By Andrew Levine. This article was first published on Counterpunch.

Bernie Sanders has gone over to the enemy side; it is now written in stone. Everyone who felt the Bern will have to deal with that as best they can. The dream is over.

Was it ever more than a dream? It is hard to say – not just because we don’t have all the facts, but also because there is probably no straightforward answer.

Perhaps at some future time we will know what Sanders’ intentions were when he entered the race; and how, if at all, they changed as the campaign wore on.

Or perhaps not: decades later, we still don’t really know what other left-leaning Democrats – Howard Dean, for example — or genuine progressives — like Dennis Kucinich and Jesse Jackson — thought they were doing when they went after the nomination.

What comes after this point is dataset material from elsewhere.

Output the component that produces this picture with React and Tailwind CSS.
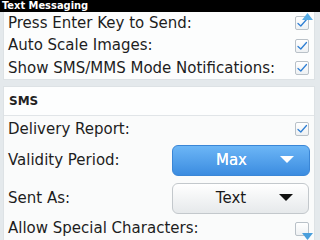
import React from "react";

const Check = ({ checked = true }) => (
  <div className="w-[14px] h-[14px] rounded-[2px] border border-[#b9c1c8] bg-gradient-to-b from-white to-[#eef1f3] flex items-center justify-center">
    {checked && (
      <svg width="12" height="12" viewBox="0 0 12 12">
        <path d="M2 6.5 L4.8 9 L10.5 2.5" fill="none" stroke="#2f7fd4" strokeWidth="1.3" strokeLinecap="round" strokeLinejoin="round" />
      </svg>
    )}
  </div>
);

const Row = ({ label, h, children }) => (
  <div className={`flex items-center justify-between pl-[4px] pr-[5px] ${h}`}>
    <span className="text-[15px] text-[#1e1e1e] leading-none">{label}</span>
    {children}
  </div>
);

export default function App() {
  return (
    <div
      className="relative w-[320px] h-[240px] overflow-hidden bg-[#e4e9ec]"
      style={{ fontFamily: '"DejaVu Sans", sans-serif' }}
    >
      <div
        className="h-[12px] bg-black text-white font-bold text-[11px] leading-[12px] pl-[2px]"
        style={{ fontFamily: '"DejaVu Sans Condensed", "DejaVu Sans", sans-serif' }}
      >
        Text Messaging
      </div>
      <div className="ml-[3px] w-[312px] h-[68px] bg-[#fcfdfd] border border-t-0 border-[#dde2e5] flex flex-col">
        <Row label="Press Enter Key to Send:" h="h-[22px]"><Check /></Row>
        <Row label="Auto Scale Images:" h="h-[23px]"><Check /></Row>
        <Row label="Show SMS/MMS Mode Notifications:" h="h-[22px]"><Check /></Row>
      </div>
      <div className="mt-[6px] ml-[3px] w-[312px] h-[170px] bg-[#fafbfb] border border-[#dde2e5] flex flex-col">
        <div className="h-[29px] flex items-center pl-[5px] bg-[#fdfefe] border-b border-[#e1e5e8]">
          <span className="text-[12px] font-bold text-[#222] leading-none">SMS</span>
        </div>
        <Row label="Delivery Report:" h="h-[26px]"><Check /></Row>
        <Row label="Validity Period:" h="h-[36px]">
          <div className="w-[138px] h-[31px] -mr-[1px] rounded-[6px] border border-[#3a86d6] bg-gradient-to-b from-[#6cb6f6] to-[#3b8ce0] flex items-center text-white">
            <span className="flex-1 text-center pl-[10px] text-[15px] leading-none [text-shadow:0_0_0.6px_#fff]">Max</span>
            <svg width="14" height="8" viewBox="0 0 14 8" className="mr-[15px]">
              <path d="M0 0 H14 L7 7 Z" fill="#ffffff" />
            </svg>
          </div>
        </Row>
        <Row label="Sent As:" h="h-[40px]">
          <div className="w-[137px] h-[31px] rounded-[6px] border border-[#c3c8cc] bg-gradient-to-b from-[#ffffff] to-[#e6e9eb] flex items-center text-[#1a1a1a]">
            <span className="flex-1 text-center pl-[10px] text-[15px] leading-none">Text</span>
            <svg width="14" height="8" viewBox="0 0 14 8" className="mr-[15px]">
              <path d="M0 0 H14 L7 7 Z" fill="#111111" />
            </svg>
          </div>
        </Row>
        <Row label="Allow Special Characters:" h="h-[21px]"><Check checked={false} /></Row>
      </div>
      <svg className="absolute left-[302px] top-[13px]" width="11" height="7" viewBox="0 0 11 7">
        <path d="M0 7 L5.5 0 L11 7 Z" fill="#5aaee6" />
      </svg>
      <svg className="absolute left-[302px] top-[233px]" width="11" height="7" viewBox="0 0 11 7">
        <path d="M0 0 L11 0 L5.5 7 Z" fill="#4a9fdc" />
      </svg>
    </div>
  );
}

One of their concerns probably was to move the “agenda” leftward or at least to keep it from edging even farther towards the right.  But what they mainly did was keep Democrats on board for the likes of Walter Mondale, Michael Dukakis and, worst of all, Bill Clinton.

For his troubles, Kucinich got redistricted away. Dean and Jackson had larger followings. When they lost, as everybody knew they would, the pillars of the Party let them be “players” – strictly small time, though, and confined to their own niches.

Is that what Sanders was going for?

While the race for the nomination was on, leading Democrats and their media flacks found it more expedient to ignore his campaign than to criticize it.  If they mentioned Sanders at all, it would be only to praise him condescendingly for getting “young people” involved in politics again.

Therefore, Sanders’ critics came mainly from his left.   Complaints from that quarter were, for the most part, obvious, but compelling only to committed left-wingers: that he wasn’t really a socialist, for example; or that his views on foreign and military policy were of a piece with the Democratic Party’s mainstream.

And there was the concern that, like other insurgent candidates before him, he was actually working for the status quo – “objectively,” and maybe subjectively as well.

The jury is still out on that, but it is now a lot harder than it used to be to gainsay the idea that Bernie and Hillary have always been on the same page.

Unless Sanders supporters flock into the Green Party in larger numbers than anyone now expects, or unless large numbers of them resist calls to jump onto the Hillary bandwagon in other ways, it does look like the point of the Sanders campaign was indeed to use peoples’ longing for a better world as a ploy for easing Hillary’s way back into the White House.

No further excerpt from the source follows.